[Pages as source code]

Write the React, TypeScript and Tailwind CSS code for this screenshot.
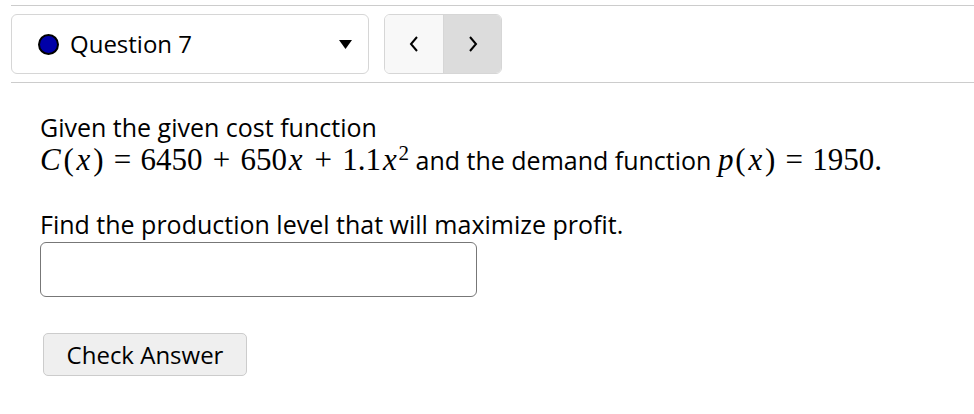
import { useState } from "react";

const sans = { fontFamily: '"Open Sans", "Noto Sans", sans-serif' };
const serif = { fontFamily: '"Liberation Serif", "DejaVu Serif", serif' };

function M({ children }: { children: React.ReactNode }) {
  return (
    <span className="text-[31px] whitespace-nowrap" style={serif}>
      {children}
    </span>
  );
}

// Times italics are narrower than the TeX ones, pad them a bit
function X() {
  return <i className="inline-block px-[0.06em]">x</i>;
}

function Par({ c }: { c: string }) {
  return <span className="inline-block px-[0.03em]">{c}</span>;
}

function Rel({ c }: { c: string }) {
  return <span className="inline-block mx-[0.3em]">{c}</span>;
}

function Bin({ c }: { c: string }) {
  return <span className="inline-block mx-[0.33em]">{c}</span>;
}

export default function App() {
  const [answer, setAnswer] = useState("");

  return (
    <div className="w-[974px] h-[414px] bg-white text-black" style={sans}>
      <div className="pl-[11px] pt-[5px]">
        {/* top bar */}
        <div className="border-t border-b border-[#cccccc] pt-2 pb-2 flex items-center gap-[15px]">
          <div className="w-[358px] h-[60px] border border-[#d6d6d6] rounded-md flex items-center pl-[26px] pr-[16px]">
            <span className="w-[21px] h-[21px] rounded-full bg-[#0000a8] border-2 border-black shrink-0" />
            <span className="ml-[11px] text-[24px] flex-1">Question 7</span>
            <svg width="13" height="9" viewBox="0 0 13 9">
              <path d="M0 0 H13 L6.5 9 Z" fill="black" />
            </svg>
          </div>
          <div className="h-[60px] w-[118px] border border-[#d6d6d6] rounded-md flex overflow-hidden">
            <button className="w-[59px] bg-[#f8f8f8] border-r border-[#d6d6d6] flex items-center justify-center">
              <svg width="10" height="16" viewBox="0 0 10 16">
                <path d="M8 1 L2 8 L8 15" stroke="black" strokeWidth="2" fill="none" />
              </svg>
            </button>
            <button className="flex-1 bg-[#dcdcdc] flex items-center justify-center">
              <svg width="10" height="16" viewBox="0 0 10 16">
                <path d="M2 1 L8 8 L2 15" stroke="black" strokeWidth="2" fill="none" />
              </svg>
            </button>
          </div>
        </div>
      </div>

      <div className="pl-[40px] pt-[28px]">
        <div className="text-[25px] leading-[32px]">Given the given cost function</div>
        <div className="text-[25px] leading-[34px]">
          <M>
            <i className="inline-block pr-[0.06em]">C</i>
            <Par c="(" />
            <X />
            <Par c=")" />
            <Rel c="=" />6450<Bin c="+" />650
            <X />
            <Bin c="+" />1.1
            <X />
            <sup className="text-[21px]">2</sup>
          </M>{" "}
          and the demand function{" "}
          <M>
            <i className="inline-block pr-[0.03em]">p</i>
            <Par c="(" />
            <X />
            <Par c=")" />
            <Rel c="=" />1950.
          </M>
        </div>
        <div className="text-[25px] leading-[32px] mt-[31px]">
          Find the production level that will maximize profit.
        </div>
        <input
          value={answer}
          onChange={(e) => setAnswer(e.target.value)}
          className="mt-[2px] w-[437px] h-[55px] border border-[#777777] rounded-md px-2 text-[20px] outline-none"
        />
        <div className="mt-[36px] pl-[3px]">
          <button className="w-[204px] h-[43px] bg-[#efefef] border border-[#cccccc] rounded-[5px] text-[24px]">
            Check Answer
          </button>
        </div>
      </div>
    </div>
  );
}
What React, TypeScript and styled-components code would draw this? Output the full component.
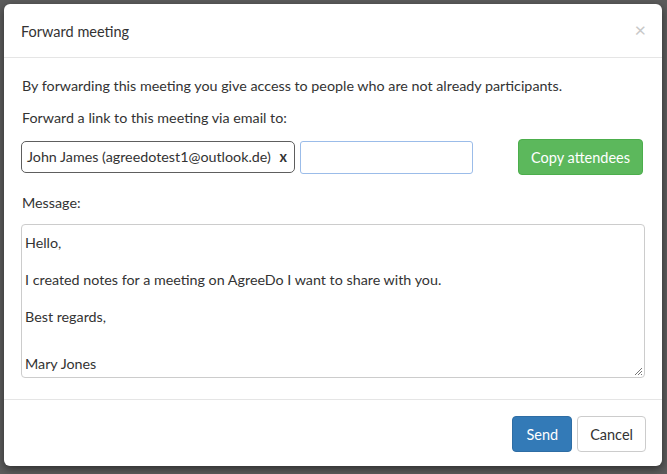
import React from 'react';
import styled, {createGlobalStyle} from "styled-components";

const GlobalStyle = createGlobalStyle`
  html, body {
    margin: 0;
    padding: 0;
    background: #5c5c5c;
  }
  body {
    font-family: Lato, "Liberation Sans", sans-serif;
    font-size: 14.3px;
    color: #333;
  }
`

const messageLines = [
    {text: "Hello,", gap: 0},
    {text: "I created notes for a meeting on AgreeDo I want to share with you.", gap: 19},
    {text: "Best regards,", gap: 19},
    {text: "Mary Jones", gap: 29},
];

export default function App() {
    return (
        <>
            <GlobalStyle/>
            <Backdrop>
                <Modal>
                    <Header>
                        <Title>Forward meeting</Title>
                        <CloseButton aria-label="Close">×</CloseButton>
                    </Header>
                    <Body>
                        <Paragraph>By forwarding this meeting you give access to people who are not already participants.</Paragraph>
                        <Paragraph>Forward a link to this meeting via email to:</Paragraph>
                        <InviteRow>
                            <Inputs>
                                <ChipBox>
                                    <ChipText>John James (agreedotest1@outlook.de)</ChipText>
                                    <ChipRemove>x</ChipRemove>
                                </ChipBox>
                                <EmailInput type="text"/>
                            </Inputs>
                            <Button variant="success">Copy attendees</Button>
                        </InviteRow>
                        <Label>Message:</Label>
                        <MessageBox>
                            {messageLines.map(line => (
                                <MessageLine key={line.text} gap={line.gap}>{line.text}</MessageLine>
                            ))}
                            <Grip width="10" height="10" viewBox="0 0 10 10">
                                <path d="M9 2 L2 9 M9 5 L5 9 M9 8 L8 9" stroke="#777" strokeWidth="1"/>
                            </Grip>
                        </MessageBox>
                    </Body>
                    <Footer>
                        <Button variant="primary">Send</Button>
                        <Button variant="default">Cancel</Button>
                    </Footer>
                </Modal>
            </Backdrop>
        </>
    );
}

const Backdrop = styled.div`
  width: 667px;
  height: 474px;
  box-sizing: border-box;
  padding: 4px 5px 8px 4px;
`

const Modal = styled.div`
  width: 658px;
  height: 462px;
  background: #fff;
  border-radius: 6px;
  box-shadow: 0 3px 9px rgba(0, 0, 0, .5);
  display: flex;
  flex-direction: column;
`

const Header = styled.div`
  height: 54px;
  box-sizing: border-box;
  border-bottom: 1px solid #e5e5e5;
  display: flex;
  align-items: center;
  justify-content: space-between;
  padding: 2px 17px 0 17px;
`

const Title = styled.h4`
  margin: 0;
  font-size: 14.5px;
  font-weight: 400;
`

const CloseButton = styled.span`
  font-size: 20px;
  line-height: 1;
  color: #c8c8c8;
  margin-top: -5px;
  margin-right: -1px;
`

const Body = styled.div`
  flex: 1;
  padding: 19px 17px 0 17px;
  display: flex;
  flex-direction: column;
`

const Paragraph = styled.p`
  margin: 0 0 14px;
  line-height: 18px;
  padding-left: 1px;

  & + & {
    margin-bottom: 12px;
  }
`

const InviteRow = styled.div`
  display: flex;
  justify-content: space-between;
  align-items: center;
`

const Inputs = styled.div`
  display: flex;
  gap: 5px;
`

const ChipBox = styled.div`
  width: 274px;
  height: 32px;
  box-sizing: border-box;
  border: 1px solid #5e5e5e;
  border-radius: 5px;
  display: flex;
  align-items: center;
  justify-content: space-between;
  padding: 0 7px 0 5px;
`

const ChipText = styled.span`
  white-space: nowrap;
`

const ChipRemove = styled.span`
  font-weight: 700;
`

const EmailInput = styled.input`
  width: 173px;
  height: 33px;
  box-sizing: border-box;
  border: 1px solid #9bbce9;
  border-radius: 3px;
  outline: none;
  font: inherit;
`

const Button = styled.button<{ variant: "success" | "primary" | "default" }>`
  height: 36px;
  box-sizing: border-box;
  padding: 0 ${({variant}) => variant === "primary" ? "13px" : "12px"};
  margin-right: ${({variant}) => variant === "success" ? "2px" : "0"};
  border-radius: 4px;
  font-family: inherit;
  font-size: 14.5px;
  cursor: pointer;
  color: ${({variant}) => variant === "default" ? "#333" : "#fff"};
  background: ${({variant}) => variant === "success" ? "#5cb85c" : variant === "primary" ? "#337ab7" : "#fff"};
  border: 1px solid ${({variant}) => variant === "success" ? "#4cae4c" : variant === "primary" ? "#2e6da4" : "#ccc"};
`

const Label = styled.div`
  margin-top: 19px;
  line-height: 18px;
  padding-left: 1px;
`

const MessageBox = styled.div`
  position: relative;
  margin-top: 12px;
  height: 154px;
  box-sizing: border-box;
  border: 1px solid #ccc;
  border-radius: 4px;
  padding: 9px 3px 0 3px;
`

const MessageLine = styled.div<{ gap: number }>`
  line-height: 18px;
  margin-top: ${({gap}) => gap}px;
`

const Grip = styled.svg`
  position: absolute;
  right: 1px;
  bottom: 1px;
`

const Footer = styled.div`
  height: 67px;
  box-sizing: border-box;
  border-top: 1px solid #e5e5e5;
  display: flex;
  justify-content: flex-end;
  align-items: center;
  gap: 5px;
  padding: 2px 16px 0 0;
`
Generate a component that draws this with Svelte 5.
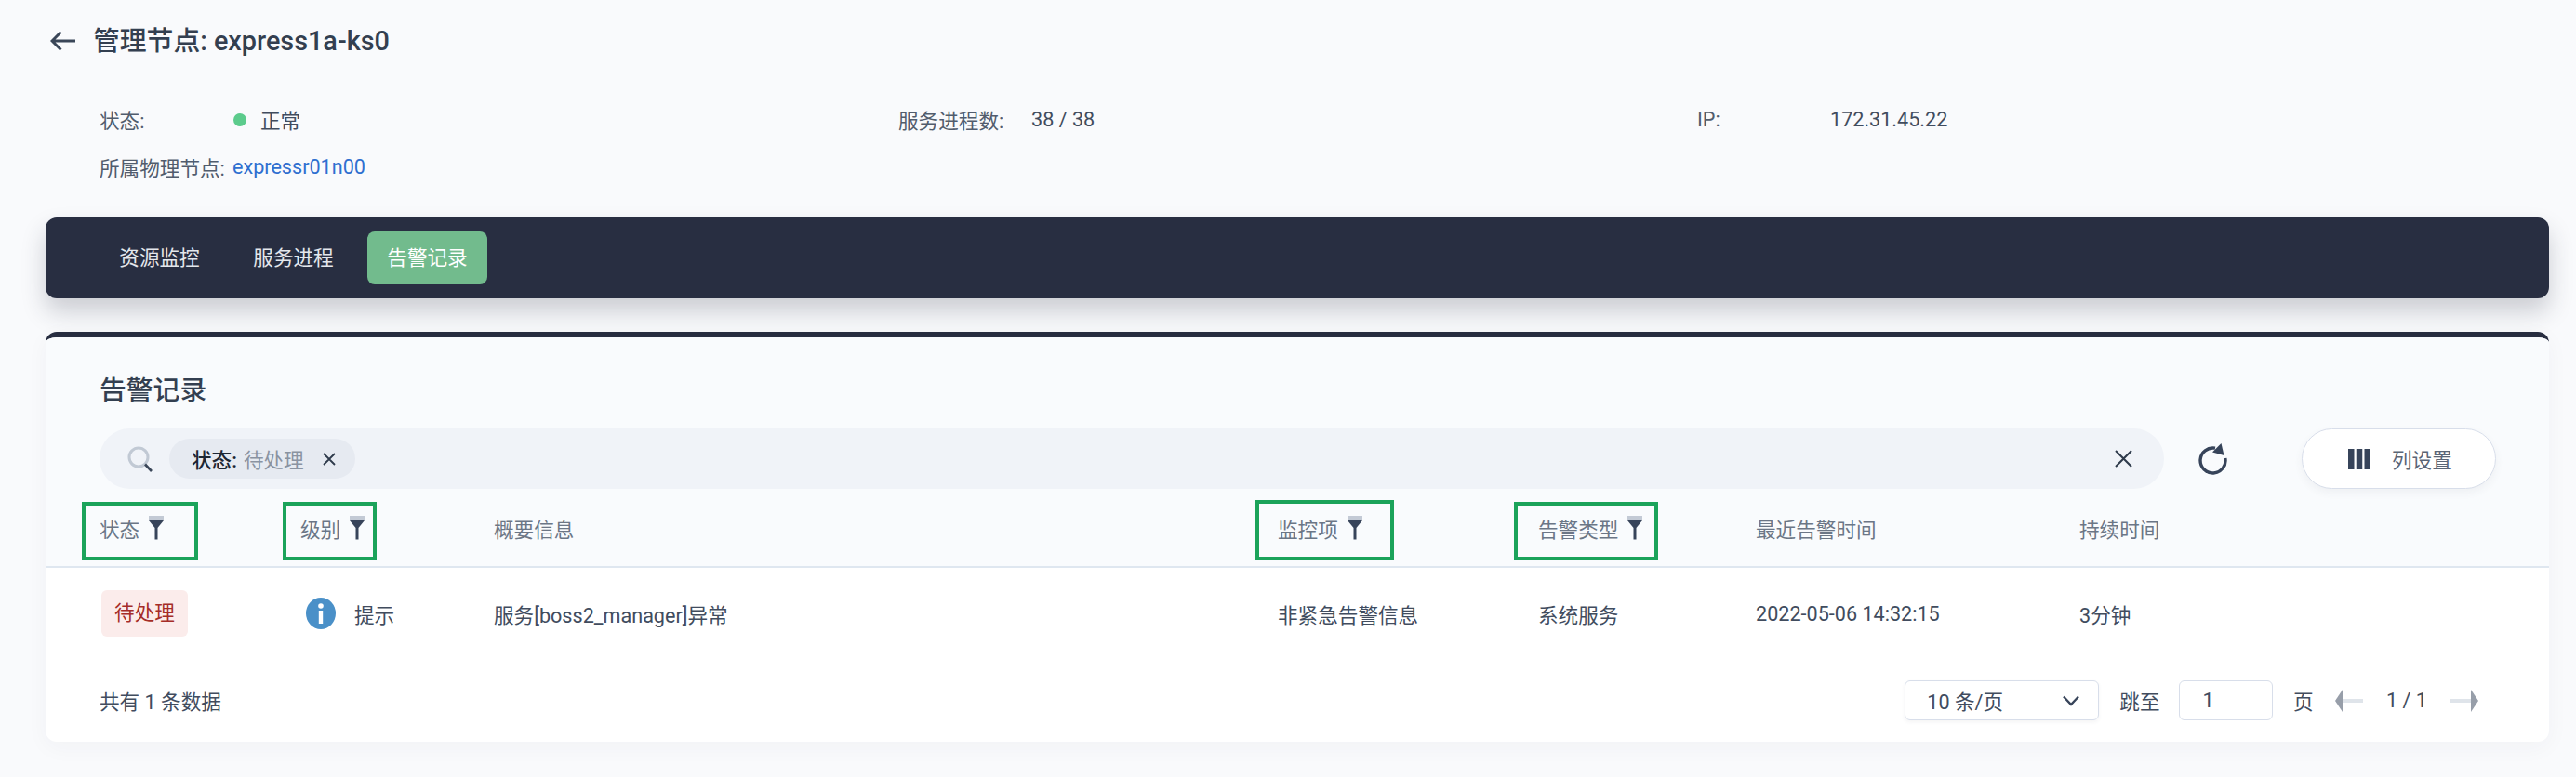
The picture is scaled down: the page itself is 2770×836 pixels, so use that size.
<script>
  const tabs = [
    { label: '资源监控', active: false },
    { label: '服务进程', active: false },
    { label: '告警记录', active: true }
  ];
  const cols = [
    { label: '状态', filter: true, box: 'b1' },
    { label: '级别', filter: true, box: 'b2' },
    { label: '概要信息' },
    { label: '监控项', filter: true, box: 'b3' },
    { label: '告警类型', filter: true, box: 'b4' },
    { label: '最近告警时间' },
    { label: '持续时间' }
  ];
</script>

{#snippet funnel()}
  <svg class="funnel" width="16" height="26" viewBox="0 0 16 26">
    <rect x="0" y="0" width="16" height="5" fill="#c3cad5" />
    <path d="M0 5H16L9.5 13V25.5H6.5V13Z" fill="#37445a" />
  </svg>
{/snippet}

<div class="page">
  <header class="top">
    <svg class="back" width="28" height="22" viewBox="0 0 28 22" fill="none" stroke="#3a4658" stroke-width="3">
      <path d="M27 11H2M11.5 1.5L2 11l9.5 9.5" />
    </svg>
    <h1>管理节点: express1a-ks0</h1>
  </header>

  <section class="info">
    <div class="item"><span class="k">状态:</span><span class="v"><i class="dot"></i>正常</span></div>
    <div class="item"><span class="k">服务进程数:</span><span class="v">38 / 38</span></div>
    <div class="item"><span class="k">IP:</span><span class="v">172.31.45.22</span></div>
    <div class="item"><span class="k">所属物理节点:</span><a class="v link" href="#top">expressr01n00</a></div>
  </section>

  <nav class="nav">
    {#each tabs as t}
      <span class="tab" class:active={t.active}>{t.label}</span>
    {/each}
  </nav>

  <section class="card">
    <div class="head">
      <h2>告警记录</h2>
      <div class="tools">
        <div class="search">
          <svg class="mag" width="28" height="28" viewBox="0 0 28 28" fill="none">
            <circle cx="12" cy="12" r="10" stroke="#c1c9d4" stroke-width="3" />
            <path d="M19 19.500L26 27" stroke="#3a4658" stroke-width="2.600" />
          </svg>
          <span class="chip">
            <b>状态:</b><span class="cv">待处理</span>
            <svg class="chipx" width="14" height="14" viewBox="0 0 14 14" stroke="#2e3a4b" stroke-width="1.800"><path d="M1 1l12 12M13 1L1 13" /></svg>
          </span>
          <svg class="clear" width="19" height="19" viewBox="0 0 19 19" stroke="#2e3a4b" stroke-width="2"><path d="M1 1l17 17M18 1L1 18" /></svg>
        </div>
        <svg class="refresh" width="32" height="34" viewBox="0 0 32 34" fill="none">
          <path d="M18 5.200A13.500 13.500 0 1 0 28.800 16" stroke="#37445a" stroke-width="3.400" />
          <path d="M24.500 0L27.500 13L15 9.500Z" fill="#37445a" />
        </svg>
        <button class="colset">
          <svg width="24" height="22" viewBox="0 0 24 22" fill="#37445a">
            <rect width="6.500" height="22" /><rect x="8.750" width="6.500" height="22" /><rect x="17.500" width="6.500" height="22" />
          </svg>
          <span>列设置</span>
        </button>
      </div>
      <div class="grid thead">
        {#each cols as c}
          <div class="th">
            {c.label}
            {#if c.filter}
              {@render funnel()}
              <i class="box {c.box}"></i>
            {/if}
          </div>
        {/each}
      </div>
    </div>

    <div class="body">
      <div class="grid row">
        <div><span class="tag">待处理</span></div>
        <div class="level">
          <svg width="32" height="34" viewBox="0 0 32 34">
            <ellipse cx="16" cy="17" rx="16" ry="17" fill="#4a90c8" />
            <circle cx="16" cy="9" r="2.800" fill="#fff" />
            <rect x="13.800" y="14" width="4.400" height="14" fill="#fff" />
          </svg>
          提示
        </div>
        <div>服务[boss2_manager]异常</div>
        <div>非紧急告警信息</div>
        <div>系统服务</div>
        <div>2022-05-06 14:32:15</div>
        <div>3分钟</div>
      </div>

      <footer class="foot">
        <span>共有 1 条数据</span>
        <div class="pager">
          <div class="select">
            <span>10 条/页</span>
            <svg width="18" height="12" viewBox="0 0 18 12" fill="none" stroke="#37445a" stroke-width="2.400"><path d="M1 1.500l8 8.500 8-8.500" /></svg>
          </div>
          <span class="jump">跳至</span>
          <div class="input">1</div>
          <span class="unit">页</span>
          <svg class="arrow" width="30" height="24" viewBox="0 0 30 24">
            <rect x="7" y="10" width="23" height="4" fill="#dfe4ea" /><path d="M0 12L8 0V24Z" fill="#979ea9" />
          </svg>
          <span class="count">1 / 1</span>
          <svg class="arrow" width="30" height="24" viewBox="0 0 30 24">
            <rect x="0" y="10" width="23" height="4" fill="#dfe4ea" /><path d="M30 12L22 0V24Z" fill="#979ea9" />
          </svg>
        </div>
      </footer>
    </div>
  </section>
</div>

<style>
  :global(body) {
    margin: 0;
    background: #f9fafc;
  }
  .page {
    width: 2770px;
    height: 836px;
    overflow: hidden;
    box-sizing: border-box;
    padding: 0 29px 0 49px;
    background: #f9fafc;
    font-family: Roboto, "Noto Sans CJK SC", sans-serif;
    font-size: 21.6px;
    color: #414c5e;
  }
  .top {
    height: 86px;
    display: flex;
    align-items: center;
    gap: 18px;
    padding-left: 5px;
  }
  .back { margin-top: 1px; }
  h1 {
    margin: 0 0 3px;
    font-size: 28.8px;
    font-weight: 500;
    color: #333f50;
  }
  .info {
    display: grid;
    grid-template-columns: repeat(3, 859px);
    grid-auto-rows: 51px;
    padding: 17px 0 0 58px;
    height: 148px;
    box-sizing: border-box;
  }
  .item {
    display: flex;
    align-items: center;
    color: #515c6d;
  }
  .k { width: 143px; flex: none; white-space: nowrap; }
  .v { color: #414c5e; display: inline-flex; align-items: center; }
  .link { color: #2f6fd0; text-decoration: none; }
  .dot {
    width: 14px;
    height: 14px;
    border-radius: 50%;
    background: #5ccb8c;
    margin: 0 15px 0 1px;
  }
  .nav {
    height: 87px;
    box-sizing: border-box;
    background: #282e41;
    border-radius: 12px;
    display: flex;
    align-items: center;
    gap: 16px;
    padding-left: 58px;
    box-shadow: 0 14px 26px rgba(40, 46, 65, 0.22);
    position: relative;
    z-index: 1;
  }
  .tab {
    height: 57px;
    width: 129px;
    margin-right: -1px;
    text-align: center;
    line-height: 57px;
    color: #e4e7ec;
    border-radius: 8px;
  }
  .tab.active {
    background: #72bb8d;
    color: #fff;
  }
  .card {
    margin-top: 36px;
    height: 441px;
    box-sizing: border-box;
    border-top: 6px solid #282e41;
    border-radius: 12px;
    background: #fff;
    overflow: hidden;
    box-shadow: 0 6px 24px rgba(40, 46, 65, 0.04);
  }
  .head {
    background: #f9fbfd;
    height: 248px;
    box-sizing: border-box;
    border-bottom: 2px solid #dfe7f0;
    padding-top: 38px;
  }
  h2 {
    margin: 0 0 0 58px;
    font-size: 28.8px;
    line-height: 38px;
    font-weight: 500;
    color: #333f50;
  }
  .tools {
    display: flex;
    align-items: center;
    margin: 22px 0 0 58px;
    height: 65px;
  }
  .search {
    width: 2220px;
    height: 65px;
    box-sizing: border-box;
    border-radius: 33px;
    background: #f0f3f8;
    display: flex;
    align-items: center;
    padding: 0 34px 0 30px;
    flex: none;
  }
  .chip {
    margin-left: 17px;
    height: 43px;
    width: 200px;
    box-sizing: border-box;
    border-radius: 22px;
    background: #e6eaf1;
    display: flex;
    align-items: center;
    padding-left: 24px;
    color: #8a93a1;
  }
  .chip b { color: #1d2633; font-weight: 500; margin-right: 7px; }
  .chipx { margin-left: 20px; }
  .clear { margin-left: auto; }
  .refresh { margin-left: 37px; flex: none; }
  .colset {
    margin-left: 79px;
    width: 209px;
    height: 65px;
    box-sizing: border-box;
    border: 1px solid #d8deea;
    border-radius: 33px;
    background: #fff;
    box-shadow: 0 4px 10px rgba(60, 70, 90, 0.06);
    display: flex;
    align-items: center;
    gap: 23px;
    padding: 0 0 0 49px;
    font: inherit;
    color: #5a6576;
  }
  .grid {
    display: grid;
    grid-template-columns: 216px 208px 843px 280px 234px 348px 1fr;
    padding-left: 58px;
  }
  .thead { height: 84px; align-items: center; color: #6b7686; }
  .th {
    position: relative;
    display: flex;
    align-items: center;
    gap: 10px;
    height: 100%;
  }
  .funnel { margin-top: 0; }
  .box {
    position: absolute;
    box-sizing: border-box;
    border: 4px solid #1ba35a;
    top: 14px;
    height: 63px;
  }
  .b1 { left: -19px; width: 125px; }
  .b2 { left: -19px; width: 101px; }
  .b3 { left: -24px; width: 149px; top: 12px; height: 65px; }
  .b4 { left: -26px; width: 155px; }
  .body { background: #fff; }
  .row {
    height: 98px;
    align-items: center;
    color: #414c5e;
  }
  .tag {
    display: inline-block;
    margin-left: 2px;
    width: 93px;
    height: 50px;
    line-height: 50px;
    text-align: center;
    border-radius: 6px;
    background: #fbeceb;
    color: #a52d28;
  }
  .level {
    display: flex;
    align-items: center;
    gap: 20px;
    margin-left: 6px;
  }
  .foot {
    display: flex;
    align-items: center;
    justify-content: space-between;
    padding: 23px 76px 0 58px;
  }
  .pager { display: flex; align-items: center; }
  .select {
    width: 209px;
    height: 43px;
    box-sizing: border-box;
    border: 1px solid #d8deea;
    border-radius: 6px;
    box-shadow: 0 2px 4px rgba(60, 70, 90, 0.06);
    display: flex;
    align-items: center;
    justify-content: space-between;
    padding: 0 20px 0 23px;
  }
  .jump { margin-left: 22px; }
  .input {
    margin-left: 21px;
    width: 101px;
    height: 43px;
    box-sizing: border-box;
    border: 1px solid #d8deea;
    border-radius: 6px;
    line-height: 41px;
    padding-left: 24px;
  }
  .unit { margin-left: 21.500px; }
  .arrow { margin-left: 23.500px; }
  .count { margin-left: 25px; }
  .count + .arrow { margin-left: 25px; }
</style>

» What needs to be done
Repeat, exactly and in full, each line from the start of the data to the line that contains "const [answer, setAnswer]". Pictures do not go in.

» Response below
Write the React, TypeScript and Tailwind CSS code for this screenshot.
import { useState } from "react";

const sans = { fontFamily: '"Open Sans", "Noto Sans", sans-serif' };
const serif = { fontFamily: '"Liberation Serif", "DejaVu Serif", serif' };

function M({ children }: { children: React.ReactNode }) {
  return (
    <span className="text-[31px] whitespace-nowrap" style={serif}>
      {children}
    </span>
  );
}

// Times italics are narrower than the TeX ones, pad them a bit
function X() {
  return <i className="inline-block px-[0.06em]">x</i>;
}

function Par({ c }: { c: string }) {
  return <span className="inline-block px-[0.03em]">{c}</span>;
}

function Rel({ c }: { c: string }) {
  return <span className="inline-block mx-[0.3em]">{c}</span>;
}

function Bin({ c }: { c: string }) {
  return <span className="inline-block mx-[0.33em]">{c}</span>;
}

export default function App() {
  const [answer, setAnswer] = useState("");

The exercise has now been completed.